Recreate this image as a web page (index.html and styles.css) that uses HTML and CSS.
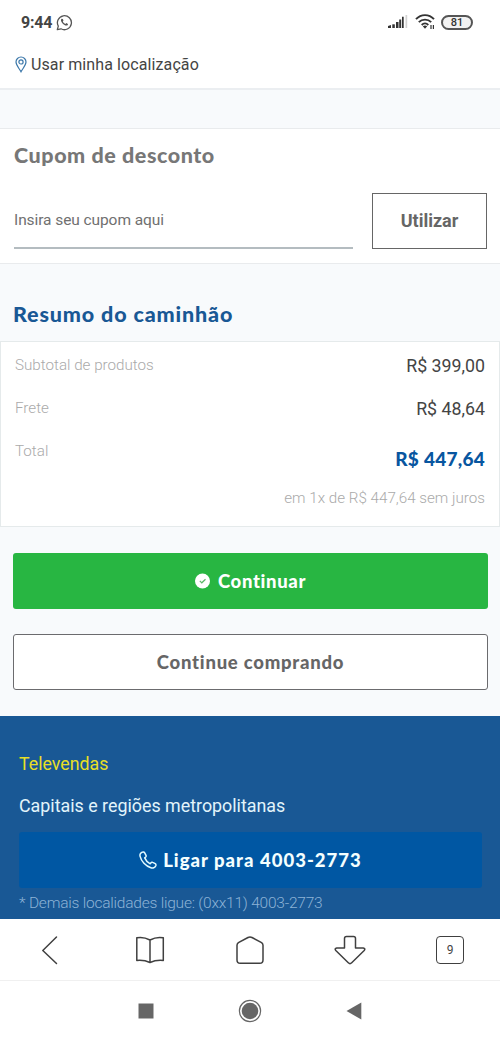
FILE: index.html
```html
<!DOCTYPE html>
<html lang="pt-BR">
<head>
<meta charset="utf-8">
<title>Resumo do caminhão</title>
<link rel="stylesheet" href="styles.css">
</head>
<body>
<div class="screen">
  <header class="status">
    <div class="status-left">
      <span class="clock">9:44</span>
      <svg width="17" height="17" viewBox="0 0 17 17" fill="none" stroke="#555" stroke-width="1.3">
        <path d="M1.3 15.7l1-3.6A7 7 0 1 1 5 14.8z" stroke-linejoin="round"/>
        <path d="M5.6 4.8c-1 .8-.8 2.300.4 3.900 1.500 2 3.800 3.300 5.100 2.700.8-.4 1-1.200.8-1.500l-1.600-.8-.9.9c-1-.3-2.200-1.500-2.600-2.500l.7-.9-.7-1.700z" fill="#555" stroke="none"/>
      </svg>
    </div>
    <div class="status-right">
      <svg class="signal" width="20" height="14" viewBox="0 0 20 14">
        <g fill="#333"><path d="M0 13v-2l3-1v3z"/><path d="M4.300 9.300h2.500V13H4.300z"/><path d="M8 7h2.500v6H8z"/><path d="M11.200 4.500h2V13h-2z"/><path d="M14 1.800h1.700V13H14z"/></g>
        <path d="M17.500 0h1.700v13h-1.700z" fill="#d2d2d2"/>
      </svg>
      <svg class="wifi" width="20" height="16" viewBox="0 0 20 16" fill="none" stroke="#333" stroke-width="1.900">
        <path d="M1 5.200C6-.3 14-.3 19 5.200M3.800 8.200c3.400-3.500 9-3.500 12.400 0M6.700 11c2-2 4.600-2 6.600 0"/>
        <path d="M7.800 12.300q2.200-1.500 4.400 0L10 14.700z" fill="#333" stroke="none"/>
        <path d="M16 11v4M18.400 11v4" stroke-width="1.200"/>
      </svg>
      <span class="battery">81</span>
    </div>
  </header>

  <div class="location">
    <svg width="12" height="17" viewBox="0 0 12 17" fill="none" stroke="#3c78aa" stroke-width="1.200">
      <path d="M6 15.800C4 12 1 9.200 1 6a5 5 0 0 1 10 0c0 3.200-3 6-5 9.800z"/><circle cx="6" cy="5.900" r="2.100"/>
    </svg>
    <span class="location-text">Usar minha localização</span>
  </div>

  <section class="coupon">
    <h2 class="title coupon-title">Cupom de desconto</h2>
    <div class="coupon-form">
      <div class="coupon-field">Insira seu cupom aqui</div>
      <div class="coupon-button">Utilizar</div>
    </div>
  </section>

  <h2 class="title summary-title">Resumo do caminhão</h2>
  <section class="summary">
    <div class="row"><span class="label">Subtotal de produtos</span><span class="value">R$ 399,00</span></div>
    <div class="row"><span class="label">Frete</span><span class="value">R$ 48,64</span></div>
    <div class="row"><span class="label">Total</span><span class="total">R$ 447,64</span></div>
    <div class="row installments"><span class="label">em 1x de R$ 447,64 sem juros</span></div>
  </section>

  <div class="actions">
    <div class="button primary">
      <svg width="15" height="16" viewBox="0 0 15 16"><circle cx="7.500" cy="8" r="7.500" fill="#fff"/><path d="M4.800 7.800l2 2 3.700-3.600" fill="none" stroke="#5cb968" stroke-width="1.200"/></svg>
      <span class="go-text">Continuar</span>
    </div>
    <div class="button secondary"><span class="keep-text">Continue comprando</span></div>
  </div>

  <footer class="televendas">
    <div class="tv-title">Televendas</div>
    <div class="tv-region">Capitais e regiões metropolitanas</div>
    <div class="call">
      <svg width="18" height="18" viewBox="0 0 18 18" fill="none" stroke="#e4fbff" stroke-width="1.500" stroke-linejoin="round">
        <path d="M3.800 1.100C1.500 1.500.6 3.400 1.100 5.400c1.100 4.800 5.600 9.600 10.800 11.300 2.300.7 4.400-.5 5-2.300.2-.8-.1-1.300-.7-1.700l-2.500-1.300c-.7-.4-1.300-.2-1.700.4l-.8 1C8.900 11.600 6.700 9.300 5.700 6.900l1-.9c.5-.5.600-1 .3-1.700L5.700 1.800c-.4-.7-1-.9-1.900-.7z"/>
      </svg>
      <span class="call-text">Ligar para 4003-2773</span>
    </div>
    <div class="tv-note">* Demais localidades ligue: (0xx11) 4003-2773</div>
  </footer>

  <nav class="browser-bar">
    <svg width="30" height="30" viewBox="0 0 30 30"><path d="M21.500 2L7.800 15.500 21.500 28.500"/></svg>
    <svg width="30" height="30" viewBox="0 0 30 30"><path d="M15 5Q8.500 1.500 1.800 2.800V25.500Q9 24.800 15 27.500 21 24.800 28.300 25.500V2.800Q21.500 1.500 15 5zM15 5V27.500"/></svg>
    <svg width="30" height="30" viewBox="0 0 30 30"><path d="M13 2.500L3.400 7.600Q2 8.600 2 10.300V25Q2 28.300 5.200 28.300H24.800Q28 28.300 28 25V10.300Q28 8.600 26.600 7.600L17 2.500Q15 1.400 13 2.500z"/></svg>
    <svg width="32" height="30" viewBox="0 0 32 30"><path d="M12.500 1.500h7q2 0 2 2V13h7.700q2.600.5 1 2.500L17.700 27.800Q16 29.500 14.300 27.800L1.800 15.500q-1.600-2 1-2.500h7.700V3.500q0-2 2-2z"/></svg>
    <span class="tabs">9</span>
  </nav>
  <div class="system-nav">
    <svg width="16" height="16" viewBox="0 0 16 16"><path d="M.5.5h15v15H.5z" fill="#666"/></svg>
    <svg width="24" height="24" viewBox="0 0 24 24"><circle cx="12" cy="12" r="10.600" fill="none" stroke="#666" stroke-width="1.200"/><circle cx="12" cy="12" r="8.300" fill="#666"/></svg>
    <svg width="16" height="18" viewBox="0 0 16 18"><path d="M.5 9L15.300.5v17z" fill="#666"/></svg>
  </div>
</div>
</body>
</html>
```
FILE: styles.css
```css
* { box-sizing: border-box; }
body { margin: 0; font-family: Roboto, sans-serif; color: #444; }
svg { display: block; flex: none; }
span { white-space: nowrap; }
.screen { width: 500px; height: 1041px; background: #f8fafc; overflow: hidden; }
.status { height: 44px; background: #fff; display: flex; justify-content: space-between; padding: 0 27px 0 21px; align-items: center; }
.status-left, .status-right { display: flex; align-items: center; }
.status-left { gap: 4px; }
.clock { font-size: 16px; font-weight: 700; color: #444; letter-spacing: -.2px; }
.signal { margin-right: 7px; }
.wifi { margin-right: 6px; }
.battery { width: 32px; height: 15px; border: 2px solid #555; border-radius: 8px; background: #f2f2f2; font-size: 11px; line-height: 11px; font-weight: 500; color: #333; text-align: center; }
.location { height: 46px; background: #fff; border-bottom: 2px solid #ebeef1; display: flex; align-items: center; gap: 4px; padding: 0 0 3px 15px; }
.location-text { font-size: 16px; letter-spacing: .1px; }
.title { margin: 0; font-family: Lato, sans-serif; font-weight: 900; }
.coupon { margin-top: 38px; height: 136px; background: #fff; border: solid #e9ebed; border-width: 1px 0; padding: 13px 13px 0 14px; }
.coupon-title { font-size: 21.5px; line-height: 26px; letter-spacing: .55px; color: #777; }
.coupon-form { display: flex; justify-content: space-between; margin-top: 25px; }
.coupon-field { width: 339px; height: 56px; border-bottom: 2px solid #b4bcc0; line-height: 54px; font-size: 15.5px; color: #707070; letter-spacing: -.08px; }
.coupon-button { width: 115px; height: 56px; border: 1.500px solid #666; text-align: center; line-height: 54px; font-size: 18px; font-weight: 700; color: #666; }
.summary-title { color: #195895; font-size: 21.5px; line-height: 26px; letter-spacing: .85px; padding: 37px 0 0 13px; height: 77px; }
.summary { height: 186px; background: #fff; border: 1px solid #e5eaeb; padding: 2px 14px; }
.row { display: flex; justify-content: space-between; height: 43px; line-height: 42px; }
.label { font-size: 15.2px; font-weight: 300; color: #aaa; }
.value { font-size: 17.8px; line-height: 44px; color: #444; }
.total { font-family: Lato, sans-serif; font-size: 19px; font-weight: 900; line-height: 58px; letter-spacing: .25px; color: #0856a0; }
.installments { justify-content: flex-end; padding-top: 4px; }
.actions { padding: 26px 12px 26px 13px; display: flex; flex-direction: column; gap: 25px; }
.button { height: 56px; border-radius: 3px; display: flex; align-items: center; justify-content: center; font-family: Lato, sans-serif; font-size: 18.5px; font-weight: 900; }
.primary { background: #28b642; color: #fff; gap: 8px; }
.go-text { letter-spacing: .65px; }
.secondary { background: #fff; border: 1.500px solid #6b6b6e; color: #666; }
.keep-text { letter-spacing: .75px; }
.televendas { height: 203px; background: #195895; padding: 36px 18px 0 19px; }
.tv-title { font-size: 17.800px; line-height: 24px; color: #e8df25; }
.tv-region { font-size: 17.850px; line-height: 24px; margin-top: 18px; color: #e2f4fb; }
.call { height: 56px; margin-top: 14px; border-radius: 3px; background: #0057a3; display: flex; align-items: center; justify-content: center; gap: 6px; font-family: Lato, sans-serif; font-size: 18.5px; font-weight: 900; color: #f4ffff; }
.call-text { letter-spacing: 1.02px; }
.tv-note { margin-top: 4px; line-height: 22px; font-size: 15.500px; letter-spacing: -.22px; font-weight: 300; color: #8db3d5; }
.browser-bar { height: 62px; background: #fff; border-bottom: 1px solid #f0f0f0; display: flex; justify-content: space-between; align-items: center; padding: 0 35px; }
.browser-bar path { fill: none; stroke: #404040; stroke-width: 1.500; stroke-linejoin: round; stroke-linecap: round; }
.tabs { width: 28px; height: 28px; margin-right: 1px; border: 1.500px solid #404040; border-radius: 4px; font-size: 12px; line-height: 26px; text-align: center; color: #444; }
.system-nav { height: 60px; background: #fff; display: flex; justify-content: center; align-items: center; gap: 84px; }
```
════════════════
◆ Objective: Look for "styles" and pull out every line that has it.

◆ Final answer:
Recreate this image as a web page (index.html and styles.css) that uses HTML and CSS.
<link rel="stylesheet" href="styles.css">
FILE: styles.css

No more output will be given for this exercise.